The Coming Surrender to Iran

With the world’s eyes on Russia’s vicious war on Ukraine, American negotiators in Vienna have seized the opportunity to make dramatic concessions to the Islamic Republic of Iran in a last-ditch effort to resurrect the 2015 Obama administration Joint Comprehensive Plan of Action, better known as the Iran deal.
Negotiations to revive the Iran deal have been ongoing since April 2021, with reports over recent weeks that negotiators are close. Unsurprisingly, Iran has hewed to its usual negotiating tactics, with officials racing from Vienna back to Tehran to “check in” with their leadership, only to return with yet more demands for concessions. As a result, the deal that is almost (though not quite) done promises to be little more than a barrage of major concessions in return for the rump JCPOA that begins to expire next year and will fully expire in 2030.

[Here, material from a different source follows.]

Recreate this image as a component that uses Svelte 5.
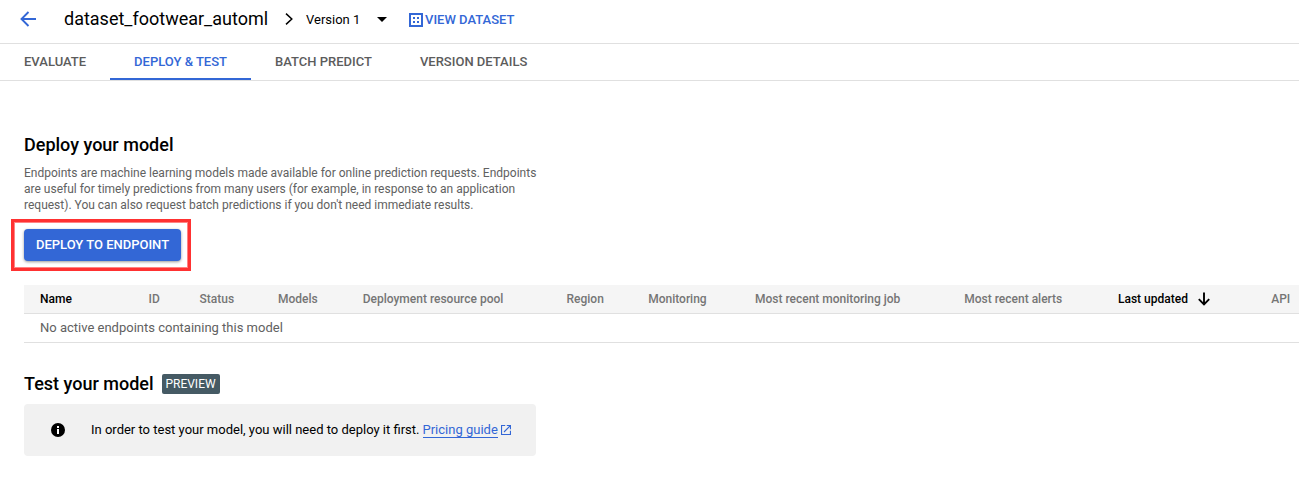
<script>
  const tabs = ['EVALUATE', 'DEPLOY & TEST', 'BATCH PREDICT', 'VERSION DETAILS'];
  const activeTab = 'DEPLOY & TEST';
  const columns = [
    'Name', 'ID', 'Status', 'Models', 'Deployment resource pool', 'Region',
    'Monitoring', 'Most recent monitoring job', 'Most recent alerts', 'Last updated', 'API'
  ];
</script>

<div class="page">
  <header>
    <svg class="back" width="18" height="18" viewBox="0 0 18 18" fill="none" stroke="currentColor" stroke-width="1.9">
      <path d="M17 9H2.7M9.5 2L2.5 9l7 7" />
    </svg>
    <h1>dataset_footwear_automl</h1>
    <svg class="chevron" width="8" height="14" viewBox="0 0 8 14" fill="none" stroke="currentColor" stroke-width="1.5">
      <path d="M1 1.6L6.8 7 1 12.4" />
    </svg>
    <span class="version">Version 1</span>
    <svg class="caret" width="10" height="5" viewBox="0 0 10 5"><path d="M0 0h10L5 5z" fill="currentColor" /></svg>
    <a class="view">
      <svg width="14" height="14" viewBox="0 0 14 14" fill="currentColor" shape-rendering="crispEdges">
        <path fill-rule="evenodd" d="M0 0h14v14H0zM2 2v10h10V2z" />
        <path d="M4 4h2v2H4zM8 4h2v2H8zM4 8h2v2H4zM8 8h2v2H8z" />
      </svg>
      <span>VIEW DATASET</span>
    </a>
  </header>

  <nav>
    {#each tabs as tab}
      <a class="tab" class:active={tab === activeTab}>{tab}</a>
    {/each}
  </nav>

  <main>
    <h2>Deploy your model</h2>
    <p class="intro">
      Endpoints are machine learning models made available for online prediction requests. Endpoints<br />
      are useful for timely predictions from many users (for example, in response to an application<br />
      request). You can also request batch predictions if you don't need immediate results.
    </p>
    <div class="highlight"><button>DEPLOY TO ENDPOINT</button></div>

    <div class="table">
      <div class="head">
        {#each columns as column}
          <span class:dark={column === 'Name' || column === 'Last updated'}>
            {column}
            {#if column === 'Last updated'}
              <svg width="12" height="14" viewBox="0 0 12 14" fill="none" stroke="currentColor" stroke-width="1.9">
                <path d="M6 0.5v12M0.8 7.2L6 12.4l5.2-5.2" />
              </svg>
            {/if}
          </span>
        {/each}
      </div>
      <div class="empty">No active endpoints containing this model</div>
    </div>

    <div class="test-title">
      <h2>Test your model</h2>
      <span class="badge">PREVIEW</span>
    </div>
    <div class="notice">
      <svg class="info" width="14" height="14" viewBox="0 0 14 14">
        <circle cx="7" cy="7" r="7" fill="#000" />
        <path d="M6 3h2v2H6zM6 6h2v5H6z" fill="#fff" />
      </svg>
      <span class="message">In order to test your model, you will need to deploy it first.</span>
      <a class="pricing">Pricing guide</a>
      <svg class="external" width="10" height="10" viewBox="0 0 10 10" fill="none" stroke="currentColor" stroke-width="1.1">
        <path d="M4.2.55H.55v8.9h8.9V5.8M5.8.55h3.65V4.2M9.3.7L3 7" />
      </svg>
    </div>
  </main>
</div>

<style>
  :global(body) { background: #fff; overflow: hidden; }
  .page {
    width: 100%;
    height: 490px;
    overflow: hidden;
    font-family: Roboto, sans-serif;
    font-size: 13px;
    color: #000;
  }
  svg { display: block; flex: none; }
  header {
    display: flex;
    align-items: center;
    height: 43px;
    box-sizing: border-box;
    padding: 0 0 5px 19px;
    white-space: nowrap;
  }
  .back { color: #3367d6; }
  h1 { margin: 0 0 0 27px; width: 204px; font-size: 18px; line-height: 24px; font-weight: 400; }
  .chevron { margin-left: 17px; margin-top: -1px; }
  .version { margin-left: 13px; width: 54px; }
  .caret { margin-left: 17px; }
  .view { display: flex; align-items: center; margin-left: 22px; color: #3367d6; font-weight: 500; gap: 2px; padding-top: 1px; }
  nav {
    display: flex;
    height: 38px;
    box-sizing: border-box;
    border-top: 1px solid #e0e0e0;
    border-bottom: 1px solid #e0e0e0;
  }
  .tab {
    height: 36px;
    box-sizing: border-box;
    padding: 0 24px;
    line-height: 36px;
    font-weight: 500;
    color: #5c5c5c;
    white-space: nowrap;
  }
  .active { color: #3367d6; border-bottom: 2px solid #3367d6; }
  main { padding: 52px 0 0 24px; }
  h2 { margin: 0; font-size: 18px; line-height: 24px; font-weight: 500; }
  .intro { margin: 8px 0 0; font-size: 12px; line-height: 16px; color: #616161; white-space: nowrap; }
  .highlight {
    margin: 6px 0 0 -13px;
    width: 180px;
    height: 52px;
    box-sizing: border-box;
    border: 3px solid #ff3131;
    box-shadow: inset 0 0 0 1px rgba(255, 49, 49, .6);
    padding: 7px 0 0 10px;
  }
  button {
    display: block;
    width: 157px;
    height: 32px;
    padding: 0 0 2px;
    border: 0;
    border-radius: 4px;
    background: #3367d6;
    color: #fff;
    font: 500 13px Roboto, sans-serif;
    white-space: nowrap;
    box-shadow: 0 1px 3px rgba(0, 0, 0, .4);
  }
  .table { margin-top: 14px; }
  .head {
    display: grid;
    grid-template-columns: 108.5px 51px 78.5px 84.7px 203.8px 81.7px 106.8px 209.3px 153.7px 153.3px 1fr;
    height: 29px;
    box-sizing: border-box;
    padding-left: 16px;
    border-bottom: 1px solid #e0e0e0;
    background: #f5f5f5;
    color: #757575;
    font-size: 12px;
    font-weight: 500;
    line-height: 28px;
    white-space: nowrap;
  }
  .head span { display: flex; align-items: center; gap: 10px; }
  .head .dark { color: #000; }
  .empty { height: 28px; padding-left: 16px; line-height: 28px; color: #616161; border-bottom: 1px solid #e0e0e0; }
  .test-title { display: flex; align-items: center; margin-top: 29px; height: 24px; }
  .badge {
    margin-left: 8px;
    width: 58px;
    height: 20px;
    border-radius: 2px;
    background: #455a64;
    color: #fff;
    font-size: 12px;
    line-height: 20px;
    text-align: center;
  }
  .notice {
    display: flex;
    align-items: center;
    width: 512px;
    height: 52px;
    box-sizing: border-box;
    margin-top: 8px;
    padding-left: 27px;
    border-radius: 4px;
    background: #f1f1f1;
    white-space: nowrap;
  }
  .info { margin-right: 26px; }
  .message { padding-bottom: 2px; }
  .pricing { margin-left: 3px; color: #3367d6; line-height: 15px; border-bottom: 1px solid #3367d6; }
  .external { margin-left: 3px; color: #3367d6; }
</style>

The details of the discussions are elusive. First, the Biden administration has refused to share any documents with either Democrats or Republicans in Congress, so legislators are largely in the dark about the machinations going on in Austria’s capital. Second, the United States is not negotiating “directly” with Iran (though many believe such discussions are going on sub-rosa), but instead at a table with the five other parties to the original JCPOA—France, Germany, the United Kingdom, Russia and China. They then convey the U.S. position to the Iranians, who “respond” in kind. This has left Russia—yes, Russia— in the catbird seat, and administration officials have privately confessed that it is Moscow that is in charge of the entire show. Putin’s war in Ukraine has had no impact on the discussions, and insiders report that the issue has not arisen.
On the substance, Iran nerds will recall that the Biden administration, while admittedly eager for a resumption of the Iran deal, at first insisted that reentering the JCPOA would be merely a prelude to a “longer and stronger” agreement with Iran that would address not only the deficiencies in the original deal, but add in the problem of Iran’s ever-more-lethal missile program, its support for terrorism and regional destabilization, and human rights issues inside Iran. This notion has apparently been set aside; and while Team Biden has not yet admitted that “longer and stronger” will not happen, that will be manifest when it becomes clear that Biden’s main negotiator, Rob Malley, has traded away not some but almost all of Washington’s leverage against the Tehran regime merely to reinstate the expiring JCPOA.